Nothing was settled. Schwalier still awaits redemption, because both the 2004 and 2007 Air Force decisions to promote him in retirement were overturned by the Office of the Secretary of Defense. Schwalier is now suing to get his honor back, and has asked a US District Court to reinstate the should-have-been-final Air Force decisions restoring his rank.

Several Khobar Towers investigations found no American at fault because the real problem was faulty intelligence. But in 1996, America did not yet appreciate the danger of international terrorism, so a lynch mob mentality seized much of Washington after the attack.

Someone had to be responsible, the mob brayed, so Cohen settled on Schwalier. Even though he had put 130 security improvements in place during his year in the desert, Schwalier should have done more to protect his troops, Cohen said.

The subsequent years made clear terror attacks are not security lapses but acts of war. Terrorists bombed the US embassies in Kenya and Tanzania in 1998, and attacked the Navy destroyer Cole in 2000. Like Schwalier, Cmdr. Kirk Lippold, Cole’s commander, was later denied promotion.

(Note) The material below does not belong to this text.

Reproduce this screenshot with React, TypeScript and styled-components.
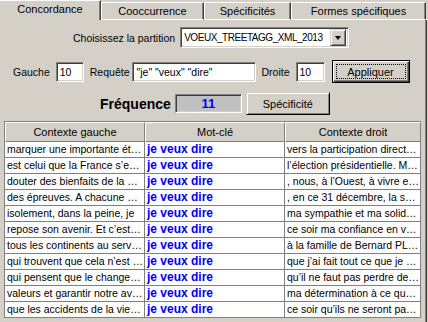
import styled, { createGlobalStyle } from 'styled-components';

const GlobalStyle = createGlobalStyle`
    html, body {
        margin: 0;
        padding: 0;
        background: #d4d0c8;
    }
    body {
        font-family: "Liberation Sans", Arial, sans-serif;
        font-size: 11px;
        color: #000;
    }
`;

const Window = styled.div`
    width: 428px;
    height: 322px;
    overflow: hidden;
    background: #d4d0c8;
    display: flex;
    flex-direction: column;
`;

const TabBar = styled.div`
    display: flex;
    align-items: flex-end;
    height: 20px;
    flex-shrink: 0;
`;

const Tab = styled.div<{ $active?: boolean; $width: number }>`
    box-sizing: border-box;
    width: ${p => p.$width}px;
    height: ${p => (p.$active ? 20 : 18)}px;
    display: flex;
    align-items: center;
    justify-content: center;
    padding-bottom: ${p => (p.$active ? 3 : 0)}px;
    font-size: 11px;
    background: #d4d0c8;
    border-top: 1px solid #fff;
    border-left: ${p => (p.$active ? 'none' : '1px solid #fff')};
    border-right: 1px solid #404040;
    box-shadow: inset -1px 0 0 #808080;
    border-bottom: ${p => (p.$active ? 'none' : '1px solid #fff')};
`;

const TabFiller = styled.div`
    flex: 1;
    height: 1px;
    background: #fff;
`;

const Panel = styled.div`
    flex: 1;
    display: flex;
    flex-direction: column;
    border-right: 1px solid #404040;
    box-shadow: inset -1px 0 0 #808080;
    margin-right: 1px;
    padding-top: 7px;
`;

const Row = styled.div<{ $left: number; $height: number; $mt?: number }>`
    display: flex;
    align-items: center;
    height: ${p => p.$height}px;
    padding-left: ${p => p.$left}px;
    margin-top: ${p => p.$mt ?? 0}px;
    flex-shrink: 0;
`;

const Label = styled.span<{ $ml?: number }>`
    font-size: 10.5px;
    margin-left: ${p => p.$ml ?? 0}px;
    white-space: nowrap;
`;

const Sunken = styled.div<{ $width: number; $height?: number; $ml?: number; $bg?: string }>`
    box-sizing: border-box;
    width: ${p => p.$width}px;
    height: ${p => p.$height ?? 20}px;
    margin-left: ${p => p.$ml ?? 0}px;
    background: ${p => p.$bg ?? '#fff'};
    border-top: 1px solid #808080;
    border-left: 1px solid #808080;
    border-right: 1px solid #fff;
    border-bottom: 1px solid #fff;
    box-shadow: inset 1px 1px 0 #404040, inset -1px -1px 0 #d4d0c8;
    display: flex;
    align-items: center;
    padding-left: 3px;
    font-size: 10.5px;
    white-space: nowrap;
    overflow: hidden;
    flex-shrink: 0;
`;

const Combo = styled(Sunken)`
    padding-right: 2px;
`;

const ComboText = styled.span`
    flex: 1;
    min-width: 0;
    overflow: hidden;
    font-size: 10px;
    letter-spacing: -0.45px;
`;

const DropButton = styled.div`
    box-sizing: border-box;
    width: 16px;
    height: 17px;
    flex-shrink: 0;
    background: #d4d0c8;
    border-top: 1px solid #d4d0c8;
    border-left: 1px solid #d4d0c8;
    border-right: 1px solid #404040;
    border-bottom: 1px solid #404040;
    box-shadow: inset 1px 1px 0 #fff, inset -1px -1px 0 #808080;
    display: flex;
    align-items: center;
    justify-content: center;
`;

const Arrow = styled.div`
    width: 0;
    height: 0;
    border-left: 3.5px solid transparent;
    border-right: 3.5px solid transparent;
    border-top: 4px solid #000;
`;

const Button = styled.div<{ $width: number; $default?: boolean; $ml?: number }>`
    box-sizing: border-box;
    width: ${p => p.$width}px;
    height: 23px;
    margin-left: ${p => p.$ml ?? 0}px;
    background: #d4d0c8;
    border: 1px solid ${p => (p.$default ? '#000' : '#d4d0c8')};
    border-right-color: #000;
    border-bottom-color: #000;
    box-shadow: ${p =>
        p.$default
            ? 'inset 1px 1px 0 #fff, inset -1px -1px 0 #404040, inset -2px -2px 0 #808080'
            : 'inset 1px 1px 0 #fff, inset -1px -1px 0 #808080'};
    display: flex;
    align-items: center;
    justify-content: center;
    font-size: 11px;
    padding: 3px;
    flex-shrink: 0;
`;

const Focus = styled.div`
    width: 100%;
    height: 100%;
    box-sizing: border-box;
    border: 1px dotted #000;
    display: flex;
    align-items: center;
    justify-content: center;
`;

const FreqLabel = styled.span`
    font-size: 14px;
    font-weight: bold;
    color: #000;
`;

const FreqValue = styled(Sunken)`
    justify-content: center;
    color: #0000ff;
    font-weight: bold;
    font-size: 13px;
    padding-left: 0;
`;

const Table = styled.div`
    margin: 6px 0 0 4px;
    width: 416px;
    display: grid;
    grid-template-columns: 140px 140px 136px;
    grid-auto-rows: 16px;
    grid-template-rows: 20px;
    border-left: 1px solid #808080;
    border-top: 1px solid #808080;
`;

const HeadCell = styled.div`
    box-sizing: border-box;
    background: #d4d0c8;
    border-top: 1px solid #fff;
    border-left: 1px solid #fff;
    border-right: 1px solid #808080;
    border-bottom: 1px solid #808080;
    display: flex;
    align-items: center;
    justify-content: center;
    font-size: 11px;
`;

const Cell = styled.div<{ $key?: boolean }>`
    box-sizing: border-box;
    background: #fff;
    border-right: 1px solid #808080;
    border-bottom: 1px solid #808080;
    padding: 0 1px 0 2px;
    line-height: 15px;
    font-size: ${p => (p.$key ? 12 : 10.5)}px;
    font-weight: ${p => (p.$key ? 'bold' : 'normal')};
    color: ${p => (p.$key ? '#0000ff' : '#000')};
    white-space: nowrap;
    overflow: hidden;
    text-overflow: ellipsis;
`;

const rows: [string, string][] = [
    ['marquer une importante étape', 'vers la participation directe des citoyens'],
    ['est celui que la France s’engage', 'l’élection présidentielle. Mes chers compatriotes'],
    ['douter des bienfaits de la paix', ', nous, à l’Ouest, à vivre ensemble'],
    ['des épreuves. A chacune de ces', ', en ce 31 décembre, la solidarité'],
    ['isolement, dans la peine, je', 'ma sympathie et ma solidarité'],
    ['repose son avenir. Et c’est pourquoi', 'ce soir ma confiance en vous'],
    ['tous les continents au service', 'à la famille de Bernard PLANCHE'],
    ['qui trouvent que cela n’est pas', 'que j’ai fait tout ce que je pouvais'],
    ['qui pensent que le changement', 'qu’il ne faut pas perdre de vue'],
    ['valeurs et garantir notre avenir', 'ma détermination à ce que la France'],
    ['que les accidents de la vie ne', 'ce soir qu’ils ne seront pas seuls'],
];

const tabs = [
    { label: 'Concordance', width: 101 },
    { label: 'Cooccurrence', width: 103 },
    { label: 'Spécificités', width: 87 },
    { label: 'Formes spécifiques', width: 135 },
];

const App = () => {
    return (
        <Window>
            <GlobalStyle />
            <TabBar>
                {tabs.map((t, i) => (
                    <Tab key={t.label} $active={i === 0} $width={t.width}>
                        {t.label}
                    </Tab>
                ))}
                <TabFiller />
            </TabBar>
            <Panel>
                <Row $left={73} $height={21}>
                    <Label>Choisissez la partition</Label>
                    <Combo $width={169} $height={21} $ml={5}>
                        <ComboText>VOEUX_TREETAGG_XML_2013</ComboText>
                        <DropButton>
                            <Arrow />
                        </DropButton>
                    </Combo>
                </Row>
                <Row $left={13} $height={23} $mt={12}>
                    <Label>Gauche</Label>
                    <Sunken $width={28} $ml={6}>10</Sunken>
                    <Label $ml={6}>Requête</Label>
                    <Sunken $width={124} $ml={3}>"je" "veux" "dire"</Sunken>
                    <Label $ml={5}>Droite</Label>
                    <Sunken $width={29} $ml={6}>10</Sunken>
                    <Button $width={78} $ml={7} $default>
                        <Focus>Appliquer</Focus>
                    </Button>
                </Row>
                <Row $left={100} $height={23} $mt={9}>
                    <FreqLabel>Fréquence</FreqLabel>
                    <FreqValue $width={67} $height={19} $ml={4} $bg="#c0c0c0">11</FreqValue>
                    <Button $width={84} $ml={4}>Spécificité</Button>
                </Row>
                <Table>
                    <HeadCell>Contexte gauche</HeadCell>
                    <HeadCell>Mot-clé</HeadCell>
                    <HeadCell>Contexte droit</HeadCell>
                    {rows.map(([left, right], i) => [
                        <Cell key={`l${i}`}>{left}</Cell>,
                        <Cell key={`k${i}`} $key>je veux dire</Cell>,
                        <Cell key={`r${i}`}>{right}</Cell>,
                    ])}
                </Table>
            </Panel>
        </Window>
    );
};

export default App;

Most people’s perceptions of terrorism changed for good after the 9/11 hijackings, but both Lavelle and Schwalier continue to be judged by the absurd standards of earlier eras. In Vietnam, appearances were often treated as more important than airmen’s lives. In 1996, Americans did not appreciate the terror threat or fully accept the fact that terrorists are the ones to blame for the people they kill.

The Senate and the US District Court for the District of Columbia, respectively, should act now to clear the names of Lavelle and Schwalier. These sordid affairs have gone on far too long.